MANILA, Philippines - It is to the writers’ sober credit and we suspect much of the writing was done by Ner and research assistant Mabi David, Angara being mainly responsible for the foreword and as inspirational guide that Quezon is never blown up to be larger than life, rather let history speak for itself, portraying the president as a political adept second guessing the current realpolitik.
“Manuel Luis Quezon,” an expansive book on the Commonwealth president by Sonia Ner and Sen. Edgardo Angara, is as instructive as it is memorable, dealing with one of the most astute politicians of his time.
And what a time it was Quezon’s charmed life spanning the revolt against Spain, the Fil-Am war, and the two world wars including the Japanese Occupation, during which he was to die in exile. Quezon the book shows that they don’t make them like that anymore; he was clearly of a different mold.
Though the publication by the Rural Empowerment Assistance and Development Foundation Inc. may be rightfully called a coffee table book, such generic label may detract from its worth as a historical document of no small significance, deconstructing the life of the great Quezon and verily raising from the dead some familiar names of our country’s political ancestry.
Of course, most readers are familiar with the well worn quotes, “I prefer a country run like hell by Filipinos to one run like heaven by the Americans,” and how “loyalty to my party ends where loyalty to my country begins,” that have over time evolved into folklore if not puns and improvised mottos to suit the flavor of the moment.
The impression given is that more than anyone else, it was Quezon who was the shaman of Philippine independence during the Commonwealth Republic. He was sharp and witty and yet knew when to hold back. He made no secret of his love for his hometown, the former province of Tayabas that now bears his name and from where Angara hails, a common enough denominator aside from being distant relations on the maternal side. Might this book be considered then something of a tribute to an ancestor and political forebear, though as usual the present generation pales in comparison.
And the names, the names a parade of history that now bears resemblance to our streets, plazas, memorial circles. Adriatico after the street and circle in Malate was once a lawmaker, the politician Juan Alegre has been transposed into a jazz musician named Johnny, American Governor General Harrison is presently a plaza and street, journalist Felipe Calderon has turned into a plaza fronting the Santa Ana Church of our Lady of the Abandoned.
Other familiar names include that of Camilo Osias, a fixture in that treasured Philippine Readers of elementary school years; the Sampaloc area streets of Earnshaw and Forbes, and the bridge of Del Pan who in parallel reality was a personage during Quezon’s time. Not to forget the writer Arturo Rotor, the president’s chief aide.
The photographs and cartoon illustrations are in themselves rare and pleasant mementos of a bygone era, of that belle époque known as peacetime and the OsRox mission to negotiate for independence only to come home with the Hare-Hawes-Cutting Act vigorously opposed by Quezon, who for his part made his own foray to Washington to draw out the Tydings-McDuffie Act, which only proved that the star of Baler drove a hard bargain, the talking heads in Capitol Hill couldn’t put one over him.
There is a picture of the young Quezon standing rather ceremoniously before a Philippine flag during a picnic, the rest of the congregation candid and less formal.

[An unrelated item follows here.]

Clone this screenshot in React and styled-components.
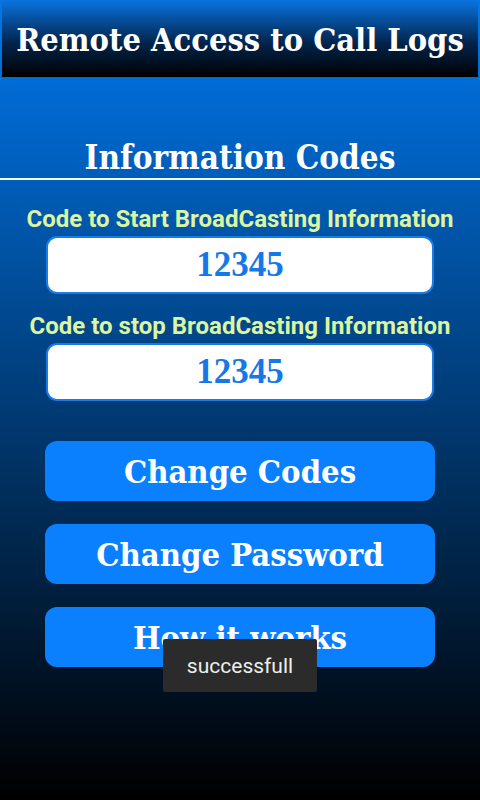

This signaled his calling as a patriot, and perhaps not just for show.
Also helpful is the timeline found towards the end of the book, and the reader is informed how it was practically the subject’s fate to be at the crosshairs of history: his father and younger brother were both assassinated by Filipino revolutionaries after the family was identified as colonial sympathizers, while five years after the president’s death it was his widow and eldest daughter’s turn to be ambushed by Huks in the dangerous hinterland roads, an incident that has been used as material for novels and cinema.
The book succeeds in making Quezon as human as possible, yet leaves no doubt that he was a great person of consequence, a centavo of whose thoughts would be worthy instruction to politicians of the present day.
A random reading would serve anyone, not just politicians or political scientists, in good stead, and not have us going round and round like the memorial circle after his name. The three angels in the monument are iconic as they are a symbolic landmark, in remembrance of how Quezon survived three wars and almost a fourth one, had not TB wrote finis to this charming anecdote of a man 18 days before he was to turn 66.